Does the cruise have to end?
When you, dear passenger, step off the gangway for the last time, you are filled with a despondency that is barely tempered by the memories of good times. Why, oh why, you lament, does the cruise have to end? Ah, but it doesn’t have to end! Now you can book a cruise that is the last you’ll ever need to arrange. For you, the cruise will never, ever end. Indeed, it’s for eternity. Cool, huh? Not really. You’ll be dead.
My Final Cruise specializes in arranging details for those who have ‘moved on’ into the sea from cruise ships. Their website is most interesting reading.

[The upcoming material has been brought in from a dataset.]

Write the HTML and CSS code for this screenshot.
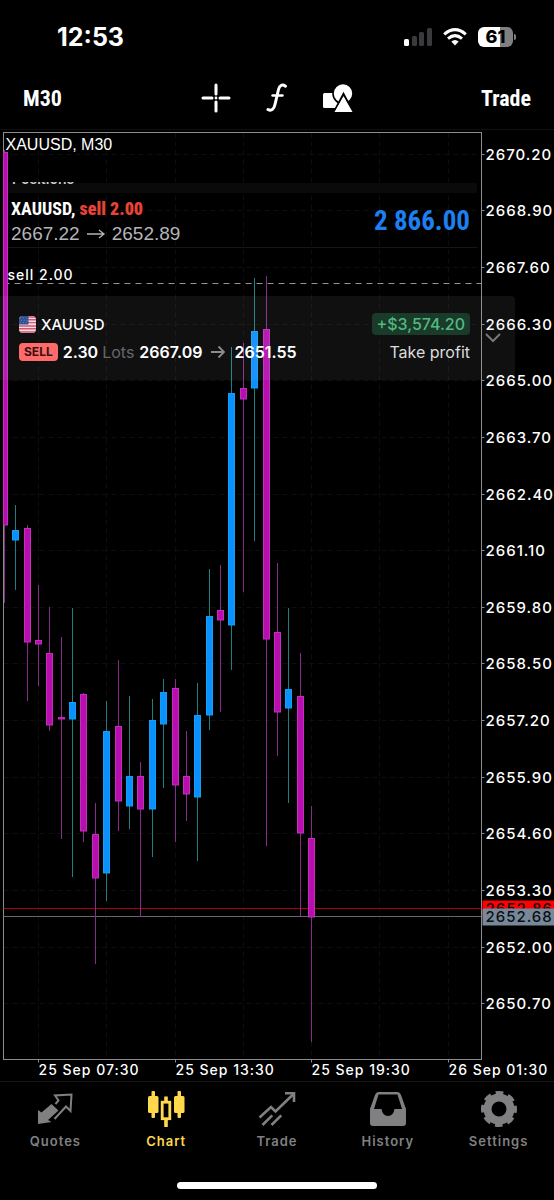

Now, you will not be trussed in an old sail—the final stitch poked through your nose to ensure that you are, in fact, dead—and dumped overboard, where your body will sink slowly the long, long way down to the muddy ocean floor, there to be picked apart by large white crabs and other such detritus-eaters. Nope, none of that good stuff. You’re not a pirate, after all. You’ll be cremated long before any of that. My Final Cruise offers a selection of biodegradable urns, which is required by the International Maritime Organization. Prices range from $149 to $324 apiece, depending on your preferred style. After the ashes have been dropped overboard – which must be done outside of the 12-nautical mile limit – these special urns guarantee that the ashes will be dispersed in an environmentally friendly fashion, and that none of the ashes will wash up on the shore. Don’t want to traumatize any swimmers, now.
The company sells receptacles pre-approved by the necessary bodies—pardon the pun—so you don’t violate the strict oceanic policies regarding what can and cannot go overboard. The ‘scallop shell’ urn comes in three colors and costs $324.95. For cheap people such as myself, the simple ‘locker’ comes in six shades and costs an easy-on-the-funeral-budget $149.95. Of course, you have to book an actual cruise, so that’s gonna run up the final cost. You’ll probably save a lot on flowers, though, assuming you don’t buy any on board. Most cruise lines will allow such crematory activity, but must be notified beforehand. This is not something you want to pop on the captain during a champagne meet and greet. My Final Cruise can book the entire cruise for you, via an affiliate cruise agent, so you don’t have to mess with such pesky details. They can also arrange commemorative touches onboard, like a post-ceremony repast. Thus all you have to worry about is packing extra formal wear. The time of the ceremony depends on where the ship is—gotta be outside 12 nautical miles and, thusly, in international waters—and weather conditions. Under ideal circumstances, they say, it takes about seven minutes for the urn to sink.
The exact location where your ashes will be dropped is recorded in the site's database of funereal sites at sea. Via Google Earth, anybody can, uh, appreciate the location. The choice is yours whether to post a public obituary or just a simple ‘X marks the spot’. As of 2012, the site only has two marked locations, one between South Carolina and Bermuda and another just north of Saint Martin. In fact, neither marker represents a real burial at sea site yet; they are merely samples. But the company hopes to be seeing lots of dead people in their world map soon. Don’t we all.
Because of the waveblazing manner of their business, My Final Cruise has had to feel their way around a little bit. They had to brainstorm worst-case scenarios—wouldn’t that be fun?—to build a solid reputation in a sensitive new industry.
“We don’t want deaths being staged as part of a stag party or something,” explains Abbie Sturdley of My Final Cruise. The company requires customers to provide them a death certificate, even though only the Bermuda Maritime Administration actually requires one. Strudley says attempts to partner with cruise lines, which they initially pushed for, were unsuccessful. “Because it’s a sad occasion, lines don’t really want to associate with it,” she says. Still, as global environmental agencies tighten policies, she hopes that lines will start referring potential ash spreaders to My Final Cruise. Hope springs eternal!